Seipel was helped considerably by the use of helicopters to fly in materials. He admits that in 1988, “I had a devil of a time” because so many helicopters in the west had been requisitioned to fight wildfires in Yellowstone National Park that summer. He was also proud to point out that the U.S. Army supplied helicopter transport for construction of the 10th Mountain Division Hut.
Over many years of the conversation, Seipel revealed to Gallus that he had not been back to most of the huts since they had been built. Gallus then proposed that they make a ski trip to all of them, which, in addition to him and Seipel, would include other people who had been caretakers at Polar Star and Cherney.
According to Gallus, “It was probably over the course of about five or so years of me asking him and adding people to the trip, like his daughter Cassie and the other caretakers, to get him to agree to doing it.” Eventually, a group of nine was assembled for the trek, which also included Seipel’s stepdaughter and a cameraman.
The trip was planned for eight days and seven nights, with one night at each hut (two of them, Vance’s Cabin and Betty Bear Hut, were not built by Seipel). Gallus and Cherney (via Polar Star) provided the funds for the trip and filming, but they both acknowledged the major contribution of the Hut Association, which donated the use of the huts and cleared the way for a continuous trip by such a large party. “They made the trip possible,” noted Cherney.
All that was needed was someone behind the camera.
Enter local filmmaker Hamilton Pevec, who had been recommended to Gallus and Cherney by mutual acquaintances. “I love the backcountry, but compared to other people in the valley, I’m pretty low-level,” Pevec observed. Still, he was up to the challenge and adventure.
The trek finally stepped off in April 2019, and it quickly faced its first and only serious challenge: people got separated, a snow squall blew up and, as Seipel put it, “Things got dangerous in a hurry.” Pevec added that they almost lost two people. However, everyone made it to the first hut (Fowler/Hilliard).
Another challenge that Seipel points out was that planning failed to take into account the degree of “vertical profile” on the trip — how much elevation they were going to encounter. Nonetheless, from the second day on, they had great weather, and, as Seipel noted, “Everybody got on board.” The strong camaraderie in the group is evident in the trailer for the film (watch it at bit.ly/10thhuttrailer).

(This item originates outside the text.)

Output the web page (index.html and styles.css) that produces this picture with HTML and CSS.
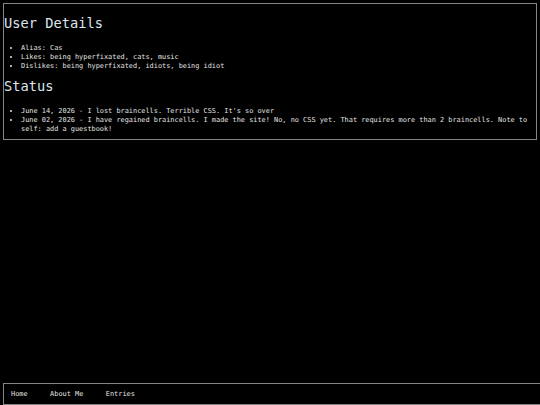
FILE: index.html
```html
<!DOCTYPE html>
<html lang="en">
<head>
<meta charset="utf-8">
<title>User Details</title>
<link rel="stylesheet" href="styles.css">
</head>
<body>
<main class="panel">
  <h2 class="heading">User Details</h2>
  <ul class="list">
    <li>Alias: Cas</li>
    <li>Likes: being hyperfixated, cats, music</li>
    <li>Dislikes: being hyperfixated, idiots, being idiot</li>
  </ul>
  <h2 class="heading">Status</h2>
  <ul class="list">
    <li>June 14, 2026 - I lost braincells. Terrible CSS. It's so over</li>
    <li>June 02, 2026 - I have regained braincells. I made the site! No, no CSS yet. That requires more than 2 braincells. Note to self: add a guestbook!</li>
  </ul>
</main>
<footer class="footer">
  <nav class="nav">
    <a class="nav-link" href="#">Home</a>
    <a class="nav-link" href="#">About Me</a>
    <a class="nav-link" href="#">Entries</a>
  </nav>
</footer>
</body>
</html>
```

FILE: styles.css
```css
html {
  height: 100%;
  background: #000;
}
body {
  margin: 0;
  padding: 3px 3px 0;
  height: 405px;
  box-sizing: border-box;
  display: flex;
  flex-direction: column;
  overflow: hidden;
  background: #000;
  color: #e4e4e4;
  font-family: "DejaVu Sans Mono", monospace;
  font-size: 6.9px;
  line-height: 9px;
  -webkit-font-smoothing: antialiased;
}
.panel {
  border: 1px solid #858585;
  background: #000;
  padding: 0;
}
.heading {
  font-size: 13.7px;
  line-height: 16px;
  font-weight: normal;
  color: #dde6ef;
  margin: 11px 0 13px;
}
.list {
  margin: 0 0 7px;
  padding-left: 17px;
}
.list + .heading {
  margin-top: 0;
}
.list:last-child {
  margin-bottom: 5px;
}
.footer {
  margin-top: auto;
  margin-right: -20px;
  height: 22px;
  box-sizing: border-box;
  border: 1px solid #858585;
  display: flex;
  align-items: center;
  padding-left: 7px;
  padding-top: 1px;
}
.nav {
  display: flex;
  gap: 22.5px;
}
.nav-link {
  color: #e4e4e4;
  text-decoration: none;
}
```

In the end, only six skiers made it to the last hut (Betty Bear). Those involved, however, declined to tell who those individuals were, opting to let the film tell that story.
Pevec, a native of Carbondale, has been making films for some two decades. His most recent project, a commercial for Carbondale-based FastG8 online marketing company, was shown during this spring’s 5Point Earth Day Pop-Up Show.
In describing the film, “It’s All Uphill from Here: The John Seipel Story,” Pevec said that his objective was to strike a “balance between a historical documentary and an adventure film.” He wanted to create “a story about local people making big contributions to outdoor lifestyle, local people producing an adventure documentary.” As he got into the process, though, he realized that the film should also be a story of “people learning their own limitations” as they face challenges.
And he needed to do this within the constraints of a short “festival cut” of no more than 20 minutes. “The trick is that it is harder to make [a film] shorter. You have to get to the point sooner; every second, every word counts.” He did note, though, that a longer version will be made for “the producers [Gallus and Cherney] as a posterity piece.”
Pevec is now editing the large amount of footage he shot. Funding to complete the film has been generously provided by Bristlecone Mountain Sports and FastG8, “But it’s just enough for post-production.” More is needed for distribution and marketing, and a private fundraising screening is planned at Bristlecone in Willits “sometime in late summer.” He was quick to note, “This is not a world premiere. We would love to be invited to 5Point!”